[START OF Collected data]
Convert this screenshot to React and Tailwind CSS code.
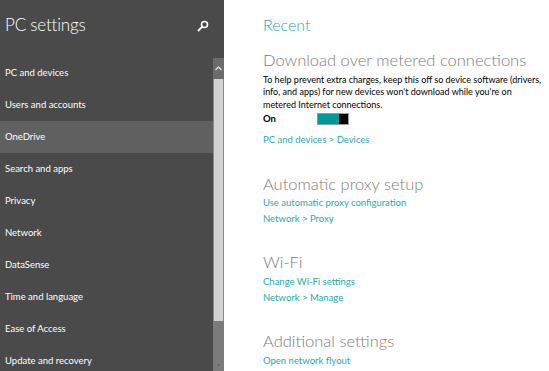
import React from 'react';

const nav = [
  'PC and devices',
  'Users and accounts',
  'OneDrive',
  'Search and apps',
  'Privacy',
  'Network',
  'DataSense',
  'Time and language',
  'Ease of Access',
  'Update and recovery',
];

function Section({ title, children, className = '' }) {
  return (
    <div className={className}>
      <h2 className="whitespace-nowrap text-[16.5px] font-light leading-[22px] text-[#7d7d7d]">{title}</h2>
      {children}
    </div>
  );
}

function Link({ children, className = '' }) {
  return (
    <div className={`whitespace-nowrap text-[9.5px] leading-[16px] text-[#1fabb0] ${className}`}>{children}</div>
  );
}

export default function App() {
  return (
    <div
      className="flex h-[371px] w-[549px] overflow-hidden bg-white"
      style={{ fontFamily: 'Lato, "Noto Sans", sans-serif' }}
    >
      <aside className="flex w-[224px] shrink-0 bg-[#4a4a4a]">
        <div className="w-[213px] shrink-0">
          <div className="flex h-[57px] items-start justify-between pl-[5px] pr-[4px] pt-[13px]">
            <h1 className="text-[17px] font-light leading-[24px] tracking-[-0.2px] text-white">PC settings</h1>
            <svg width="12" height="12" viewBox="0 0 12 12" className="mt-[7px]">
              <circle cx="7.5" cy="4.5" r="3" fill="none" stroke="white" strokeWidth="1.6" />
              <path d="M5.3 6.7 L1.5 10.5" stroke="white" strokeWidth="1.8" strokeLinecap="round" />
            </svg>
          </div>
          <nav>
            {nav.map((n) => (
              <div
                key={n}
                className={`flex h-[32px] items-center pl-[5px] pt-px text-[9.5px] text-white ${
                  n === 'OneDrive' ? 'bg-[#606060]' : ''
                }`}
              >
                {n}
              </div>
            ))}
          </nav>
        </div>
        <div className="mt-[58px] flex w-[11px] flex-col">
          <div className="flex h-[21px] items-center justify-center bg-[#6b6b6b]">
            <svg width="7" height="5" viewBox="0 0 7 5">
              <path d="M0.5 4 L3.5 1 L6.5 4" fill="none" stroke="#dcdcdc" strokeWidth="1.4" />
            </svg>
          </div>
          <div className="h-[242px] border-x border-[#8a8a8a] bg-[#d2d2d2]" />
          <div className="flex flex-1 items-end justify-center bg-[#7b7b7b] pb-[2px]">
            <span className="text-[6px] leading-[6px] text-[#444]">˅</span>
          </div>
        </div>
      </aside>

      <main className="min-w-0 flex-1 overflow-hidden pl-[39px] pt-[14px]">
        <h1 className="text-[16px] font-light leading-[22px] text-[#1fabb0]">Recent</h1>
        <Section title="Download over metered connections" className="mt-[13px]">
          <p className="mt-[2.5px] whitespace-nowrap text-[9px] leading-[12.5px] text-black">
            To help prevent extra charges, keep this off so device software (drivers,
            <br />
            info, and apps) for new devices won't download while you're on
            <br />
            metered Internet connections.
          </p>
          <div className="mt-px flex h-[14px] items-center">
            <span className="w-[54px] text-[9.5px] font-bold text-black">On</span>
            <div className="flex h-[12px] w-[32px] border border-[#9a9a9a]">
              <div className="flex-1 bg-[#00999a]" />
              <div className="w-[9px] bg-black" />
            </div>
          </div>
          <Link className="mt-[6px]">PC and devices &gt; Devices</Link>
        </Section>
        <Section title="Automatic proxy setup" className="mt-[25px]">
          <Link>Use automatic proxy configuration</Link>
          <Link>Network &gt; Proxy</Link>
        </Section>
        <Section title="Wi-Fi" className="mt-[24px]">
          <Link className="mt-px">Change Wi-Fi settings</Link>
          <Link>Network &gt; Manage</Link>
        </Section>
        <Section title="Additional settings" className="mt-[24px]">
          <Link className="mt-px">Open network flyout</Link>
        </Section>
      </main>
    </div>
  );
}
[END OF Collected data]
▶ **What you need to do**
The material above holds pictures; copy everything else in it exactly.

▶ **Result below**
Convert this screenshot to React and Tailwind CSS code.
import React from 'react';

const nav = [
  'PC and devices',
  'Users and accounts',
  'OneDrive',
  'Search and apps',
  'Privacy',
  'Network',
  'DataSense',
  'Time and language',
  'Ease of Access',
  'Update and recovery',
];

function Section({ title, children, className = '' }) {
  return (
    <div className={className}>
      <h2 className="whitespace-nowrap text-[16.5px] font-light leading-[22px] text-[#7d7d7d]">{title}</h2>
      {children}
    </div>
  );
}

function Link({ children, className = '' }) {
  return (
    <div className={`whitespace-nowrap text-[9.5px] leading-[16px] text-[#1fabb0] ${className}`}>{children}</div>
  );
}

export default function App() {
  return (
    <div
      className="flex h-[371px] w-[549px] overflow-hidden bg-white"
      style={{ fontFamily: 'Lato, "Noto Sans", sans-serif' }}
    >
      <aside className="flex w-[224px] shrink-0 bg-[#4a4a4a]">
        <div className="w-[213px] shrink-0">
          <div className="flex h-[57px] items-start justify-between pl-[5px] pr-[4px] pt-[13px]">
            <h1 className="text-[17px] font-light leading-[24px] tracking-[-0.2px] text-white">PC settings</h1>
            <svg width="12" height="12" viewBox="0 0 12 12" className="mt-[7px]">
              <circle cx="7.5" cy="4.5" r="3" fill="none" stroke="white" strokeWidth="1.6" />
              <path d="M5.3 6.7 L1.5 10.5" stroke="white" strokeWidth="1.8" strokeLinecap="round" />
            </svg>
          </div>
          <nav>
            {nav.map((n) => (
              <div
                key={n}
                className={`flex h-[32px] items-center pl-[5px] pt-px text-[9.5px] text-white ${
                  n === 'OneDrive' ? 'bg-[#606060]' : ''
                }`}
              >
                {n}
              </div>
            ))}
          </nav>
        </div>
        <div className="mt-[58px] flex w-[11px] flex-col">
          <div className="flex h-[21px] items-center justify-center bg-[#6b6b6b]">
            <svg width="7" height="5" viewBox="0 0 7 5">
              <path d="M0.5 4 L3.5 1 L6.5 4" fill="none" stroke="#dcdcdc" strokeWidth="1.4" />
            </svg>
          </div>
          <div className="h-[242px] border-x border-[#8a8a8a] bg-[#d2d2d2]" />
          <div className="flex flex-1 items-end justify-center bg-[#7b7b7b] pb-[2px]">
            <span className="text-[6px] leading-[6px] text-[#444]">˅</span>
          </div>
        </div>
      </aside>

      <main className="min-w-0 flex-1 overflow-hidden pl-[39px] pt-[14px]">
        <h1 className="text-[16px] font-light leading-[22px] text-[#1fabb0]">Recent</h1>
        <Section title="Download over metered connections" className="mt-[13px]">
          <p className="mt-[2.5px] whitespace-nowrap text-[9px] leading-[12.5px] text-black">
            To help prevent extra charges, keep this off so device software (drivers,
            <br />
            info, and apps) for new devices won't download while you're on
            <br />
            metered Internet connections.
          </p>
          <div className="mt-px flex h-[14px] items-center">
            <span className="w-[54px] text-[9.5px] font-bold text-black">On</span>
            <div className="flex h-[12px] w-[32px] border border-[#9a9a9a]">
              <div className="flex-1 bg-[#00999a]" />
              <div className="w-[9px] bg-black" />
            </div>
          </div>
          <Link className="mt-[6px]">PC and devices &gt; Devices</Link>
        </Section>
        <Section title="Automatic proxy setup" className="mt-[25px]">
          <Link>Use automatic proxy configuration</Link>
          <Link>Network &gt; Proxy</Link>
        </Section>
        <Section title="Wi-Fi" className="mt-[24px]">
          <Link className="mt-px">Change Wi-Fi settings</Link>
          <Link>Network &gt; Manage</Link>
        </Section>
        <Section title="Additional settings" className="mt-[24px]">
          <Link className="mt-px">Open network flyout</Link>
        </Section>
      </main>
    </div>
  );
}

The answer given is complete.